All in all, I ended up with only 9 tests.
require "./spec_helper"
describe "Testing regular expressions" do
# spec/amber/cli/commands/exec_spec.cr:
# 43: logs = `ls tmp/*_console_result.log`.strip.split(/\s/).sort
it "verifies the regex splits on a space when using `/\s/`" do
string_array = "test string".split(/\s/).sort
string_array.first.should eq("string")
string_array.last.should eq("test")
end
# spec/amber/cli/recipes/recipe_fetcher_spec.cr:
# 21: template.should match(/.+mydefault\/app$/)
# 27: template.should match(/.+mydefault\/controller$/)
# 33: template.should match(/.+mydefault\/model$/)
# 39: template.should match(/.+mydefault\/scaffold$/)
# 57: template.should match(/.+mydefault\/.recipes\/lib\/amber_granite\/app$/)
# 77: template.should match(/.+\.recipes\/lib\/amber_granite\/controller$/)
# 86: template.should match(/.+\.recipes\/lib\/amber_granite\/model$/)
# 95: template.should match(/.+\.recipes\/lib\/amber_granite\/scaffold$/)
it "verifies the 1 or more of any starting character, ending with a set specific string" do
test_string = "blahblah/blah/bblahaaaa1233123412341234123423this/is/a/path"
test_string.should match(/.+this\/is\/a\/path$/)
test_string2 = "blahblah4321341234!!!!.this/is/a/test/path"
test_string2.should match(/.+\.this\/is\/a\/test\/path$/)
end
# spec/amber/pipes/static_spec.cr:
# 57: response_true.body.should match(/index/)
it "verfies a basic plain set of characters in a regex works" do
# This test is so basic is probably could have been skipped, but I kept it for consistency sake
"has the word index in it".matches?(/index/).should eq(true)
end
# spec/support/helpers/cli_helper.cr:
# 123: route_table_text.split("\n").reject { |line| line =~ /(─┼─|═╦═|═╩═)/ }
it "verifies the regex for removing box drawing characters" do
test_string = "═╩═\nhere is a\ntest string with new lines\n─┼─\nanother line\n═╦═"
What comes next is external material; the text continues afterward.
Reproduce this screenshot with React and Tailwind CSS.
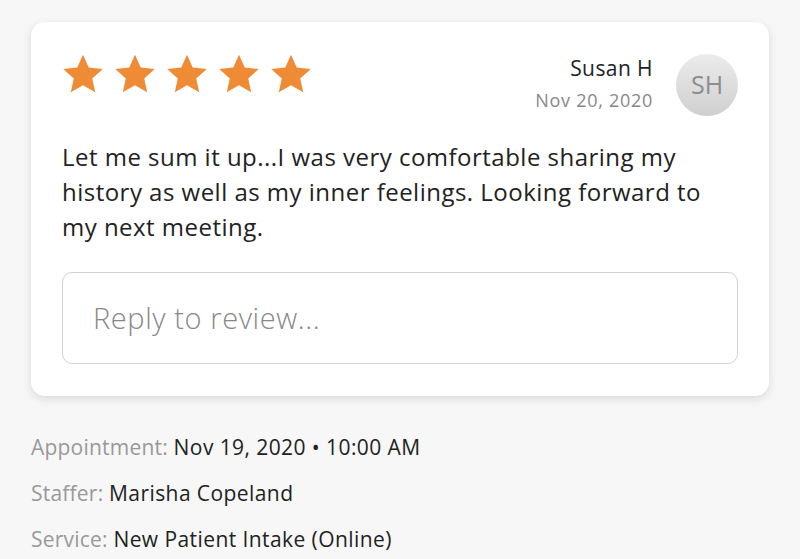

split_array = test_string.split("\n").reject { |line| line =~ /(─┼─|═╦═|═╩═)/ }
split_array.size.should eq(3)
split_array.first.should eq("here is a")
split_array.last.should eq("another line")
end
# src/amber/cli/generators.cr:
# 216: if name.match(/\A[a-zA-Z]/)
# src/amber/cli/recipes/recipe.cr:
# 36: if name.match(/\A[a-zA-Z]/)
it "verifies a string starts with A-z (upper and lowercase)" do
string1 = "Apex Legends123123"
string2 = "123Googal"
string3 = "lower case"
string1.should match(/\A[a-zA-Z]/)
string2.should_not match(/\A[a-zA-Z]/)
string3.should match(/\A[a-zA-Z]/)
end
# src/amber/cli/commands/pipelines.cr:
# 91: pipes = pipes.split(/,\s*/).map(&.gsub(/[:\"]/, ""))
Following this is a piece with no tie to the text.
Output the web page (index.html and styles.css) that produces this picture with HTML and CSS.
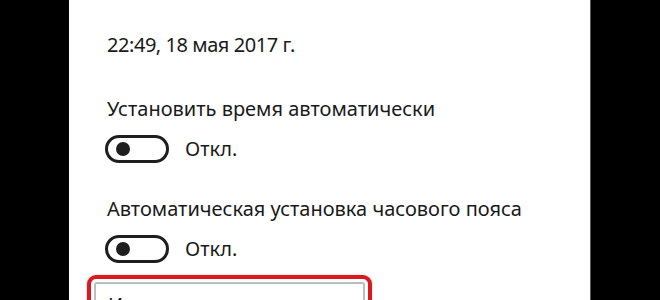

it "verifies the string is split after a comma with multiple white spaces and removal of colons and quotes from the results" do
string = ":split, \"this\", string, properly"
final_array = string.split(/,\s*/).map(&.gsub(/[:\"]/, ""))
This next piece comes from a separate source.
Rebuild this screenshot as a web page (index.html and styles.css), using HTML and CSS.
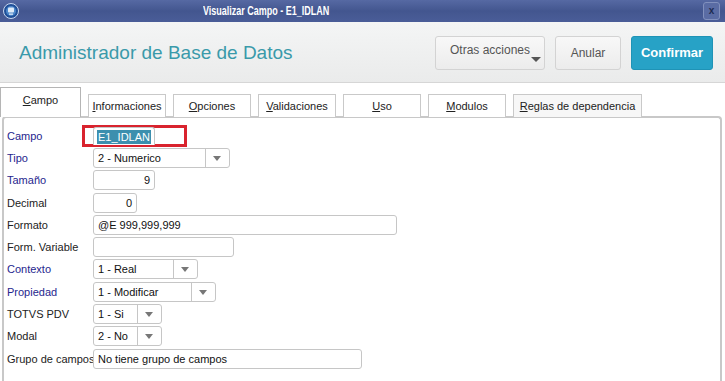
FILE: index.html
```html
<!DOCTYPE html>
<html lang="es">
<head>
    <meta charset="UTF-8">
    <title>Visualizar Campo - E1_IDLAN</title>
    <link rel="stylesheet" href="styles.css">
</head>
<body>
    <div class="window">
        <div class="titlebar">
            <div class="app-icon">
                <svg width="16" height="16" viewBox="0 0 16 16">
                    <circle cx="8" cy="8" r="7.5" fill="#1f4f98" stroke="#c8d6ee" stroke-width="1"/>
                    <circle cx="8" cy="8" r="5" fill="#4b86c9"/>
                    <rect x="5" y="4.5" width="6" height="5" rx="1" fill="#dfeaf7"/>
                    <rect x="6" y="10.5" width="4" height="1.3" fill="#dfeaf7"/>
                </svg>
            </div>
            <div class="title-text">Visualizar Campo - E1_IDLAN</div>
            <div class="close-btn">x</div>
        </div>

        <div class="header">
            <h1 class="app-title">Administrador de Base de Datos</h1>
            <div class="actions">
                <button class="btn btn-more">Otras acciones<span class="caret"></span></button>
                <button class="btn btn-cancel">Anular</button>
                <button class="btn btn-confirm">Confirmar</button>
            </div>
        </div>

        <div class="tabs">
            <div class="tab active"><u>C</u>ampo</div>
            <div class="tab"><u>I</u>nformaciones</div>
            <div class="tab"><u>O</u>pciones</div>
            <div class="tab"><u>V</u>alidaciones</div>
            <div class="tab"><u>U</u>so</div>
            <div class="tab"><u>M</u>odulos</div>
            <div class="tab tab-wide"><u>R</u>eglas de dependencia</div>
        </div>

        <div class="panel">
            <div class="form">
                <div class="row">
                    <label class="req">Campo</label>
                    <div class="focus-box">
                        <div class="field w-62"><span class="selected">E1_IDLAN</span></div>
                    </div>
                </div>
                <div class="row">
                    <label class="req">Tipo</label>
                    <div class="field select w-137"><span class="val">2 - Numerico</span><span class="arrow"></span></div>
                </div>
                <div class="row">
                    <label class="req">Tamaño</label>
                    <div class="field num w-62">9</div>
                </div>
                <div class="row">
                    <label>Decimal</label>
                    <div class="field num w-44">0</div>
                </div>
                <div class="row">
                    <label>Formato</label>
                    <div class="field w-304">@E 999,999,999</div>
                </div>
                <div class="row">
                    <label>Form. Variable</label>
                    <div class="field w-141"></div>
                </div>
                <div class="row">
                    <label class="req">Contexto</label>
                    <div class="field select w-105"><span class="val">1 - Real</span><span class="arrow"></span></div>
                </div>
                <div class="row">
                    <label class="req">Propiedad</label>
                    <div class="field select w-123"><span class="val">1 - Modificar</span><span class="arrow"></span></div>
                </div>
                <div class="row">
                    <label>TOTVS PDV</label>
                    <div class="field select w-69"><span class="val">1 - Si</span><span class="arrow"></span></div>
                </div>
                <div class="row">
                    <label>Modal</label>
                    <div class="field select w-69"><span class="val">2 - No</span><span class="arrow"></span></div>
                </div>
                <div class="row">
                    <label>Grupo de campos</label>
                    <div class="field w-269">No tiene grupo de campos</div>
                </div>
            </div>
        </div>
    </div>
</body>
</html>
```

FILE: styles.css
```css
* {
    margin: 0;
    padding: 0;
    box-sizing: border-box;
}

body {
    font-family: 'Liberation Sans', Arial, sans-serif;
    font-size: 12px;
    color: #222;
    background: #fff;
    width: 725px;
    height: 381px;
    overflow: hidden;
}

.window {
    display: flex;
    flex-direction: column;
    height: 381px;
}

/* barra de titulo */
.titlebar {
    height: 22px;
    background: linear-gradient(180deg, #5669a3 0%, #43568f 50%, #4a5d98 100%);
    display: flex;
    align-items: center;
    padding: 0 3px 0 3px;
}

.app-icon {
    width: 16px;
    height: 16px;
    display: flex;
}

.title-text {
    flex: 1;
    padding-left: 184px;
    color: #fff;
    font-size: 12.5px;
    font-weight: bold;
    white-space: nowrap;
    transform: scaleX(0.72);
    transform-origin: 184px 50%;
}

.close-btn {
    width: 17px;
    height: 18px;
    border: 1px solid #8190bd;
    border-radius: 3px;
    background: #5a6ca4;
    color: #1d2a52;
    font-size: 10px;
    font-weight: bold;
    text-align: center;
    line-height: 15px;
    margin-right: 2px;
}

/* cabecera */
.header {
    height: 61px;
    background: linear-gradient(180deg, #f4f5f5 0%, #eaebeb 100%);
    border-bottom: 1px solid #d6d6d6;
    display: flex;
    align-items: center;
    justify-content: space-between;
    padding: 0 12px 0 19px;
}

.app-title {
    font-size: 19px;
    font-weight: normal;
    color: #3a9aaa;
    margin-top: 2px;
}

.actions {
    display: flex;
    gap: 10px;
    margin-top: 1px;
}

.btn {
    height: 34px;
    border: 1px solid #d3d3d3;
    border-radius: 3px;
    background: linear-gradient(180deg, #f8f8f8 0%, #ececec 100%);
    font-family: 'Liberation Sans', Arial, sans-serif;
    font-size: 12px;
    color: #555;
    position: relative;
}

.btn-more {
    width: 110px;
    padding: 0 0 6px 0;
}

.caret {
    position: absolute;
    right: 3px;
    bottom: 7px;
    width: 0;
    height: 0;
    border-left: 5px solid transparent;
    border-right: 5px solid transparent;
    border-top: 5px solid #555;
}

.btn-cancel {
    width: 66px;
}

.btn-confirm {
    width: 82px;
    background: #27a2c6;
    border-color: #1f93b6;
    color: #fff;
    font-weight: bold;
    font-size: 13px;
}

/* pestanas */
.tabs {
    display: flex;
    align-items: flex-end;
    gap: 7px;
    height: 34px;
    margin-bottom: -1px;
    position: relative;
    z-index: 1;
}

.tab {
    width: 78px;
    height: 23px;
    border: 1px solid #c9c9c9;
    border-bottom: none;
    background: #fff;
    text-align: center;
    font-size: 11px;
    line-height: 22px;
    color: #222;
}

.tab.active {
    width: 81px;
    height: 30px;
    line-height: 24px;
    border-color: #b5b5b5;
}

.tab-wide {
    width: 129px;
    background: #f7f7f7;
}

/* panel */
.panel {
    flex: 1;
    margin: 0 3px 0 2px;
    border: 2px solid #c8c8c8;
    border-bottom: none;
    border-radius: 4px 4px 0 0;
    padding: 8px 0 0 3px;
    background: #fff;
}

.form {
    display: flex;
    flex-direction: column;
    gap: 3px;
}

.row {
    display: flex;
    align-items: center;
    height: 19.3px;
}

.row label {
    width: 86px;
    font-size: 11px;
    color: #222;
    white-space: nowrap;
}

.row label.req {
    color: #26268e;
}

.field {
    height: 20px;
    border: 1px solid #c6c6c6;
    border-radius: 3px;
    background: #fff;
    font-size: 11px;
    line-height: 18px;
    padding: 0 4px;
    color: #111;
    display: flex;
    align-items: center;
}

.field.num {
    justify-content: flex-end;
}

.focus-box {
    margin-left: -11px;
    padding: 1px 29px 0 8px;
    border: 3px solid #d9232e;
    height: 22px;
    display: flex;
    align-items: center;
}

.focus-box .field {
    height: 18px;
    border-bottom: none;
    border-radius: 3px 3px 0 0;
    padding: 0 3px;
}

.selected {
    background: #3c8fae;
    color: #fff;
    padding: 0 1px;
    line-height: 14px;
}

.select {
    padding: 0;
}

.select .val {
    flex: 1;
    padding-left: 4px;
    border-right: 1px solid #c6c6c6;
    height: 100%;
}

.select .arrow {
    width: 23px;
    height: 100%;
    position: relative;
}

.select .arrow::after {
    content: "";
    position: absolute;
    left: 7px;
    top: 7px;
    border-left: 4px solid transparent;
    border-right: 4px solid transparent;
    border-top: 5px solid #777;
}

.w-44 { width: 44px; }
.w-62 { width: 62px; }
.w-69 { width: 69px; }
.w-105 { width: 105px; }
.w-123 { width: 123px; }
.w-137 { width: 137px; }
.w-141 { width: 141px; }
.w-269 { width: 269px; }
.w-304 { width: 304px; }
```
final_array.size.should eq(4)
final_array.first.should eq("split")
final_array.last.should eq("properly")
final_array.find { |r| r.matches?(/:/) }.should eq(nil)
final_array.find { |r| r.matches?(/\"/) }.should eq(nil)
end
# src/amber/cli/recipes/file_entries.cr:
# 50: if /^(.+)\.lqd$/ =~ filename || /^(.+)\.liquid$/ =~ filename
it "verifies the line beings with any character and ends up .ldq or .liquid" do
string1 = "blah_blah blah.lqd"
string2 = "blah blah blah.liquid"
string3 = "liquid.blahblah"
string1.matches?(/^(.+)\.lqd$/).should eq(true)
string1.matches?(/^(.+)\.liquid$/).should eq(false)
string2.matches?(/^(.+)\.lqd$/).should eq(false)
string2.matches?(/^(.+)\.liquid$/).should eq(true)
string3.matches?(/^(.+)\.lqd$/).should eq(false)
string3.matches?(/^(.+)\.liquid$/).should eq(false)
end
# src/amber/pipes/static.cr:
# 191: match = range.match(/bytes=(\d{1,})-(\d{0,})/)
it "verifies a \"Range\" header has two sets of values separated by a hyphen with 1+ values before the hyphen and 0+ values after the hyphen" do
range1 = "bytes=1231234-12421341"
range2 = "bytes=0-1241234"
range1.should match(/bytes=(\d{1,})-(\d{0,})/)
range2.should match(/bytes=(\d{1,})-(\d{0,})/)
end
end
Everything currently passes when running crystal spec spec/pcre2_regex_upgrade_spec.cr
.
Now I've ended up with only 9 tests. Not bad!
Step 3 Testing PCRE2 - Does It Explode?
Thankfully this part is pretty easy. If you already have pcre2 installed, all you have to do is add a flag to our test command:
crystal spec -Duse_pcre2 spec/pcre2_regex_upgrade_spec.cr
This is now using the PCRE2 api instead of PCRE.
Everything is still passing, that's great!
Final results
I decided to re-run the tests specifically across the entire code base by customization the bin/amber_spec
file to use the -Duse_pcre2
flag and was able to get a clean test run.
So as best I can tell, Amber v1.3 will support the migration from PCRE -> PCRE2 without any hiccups.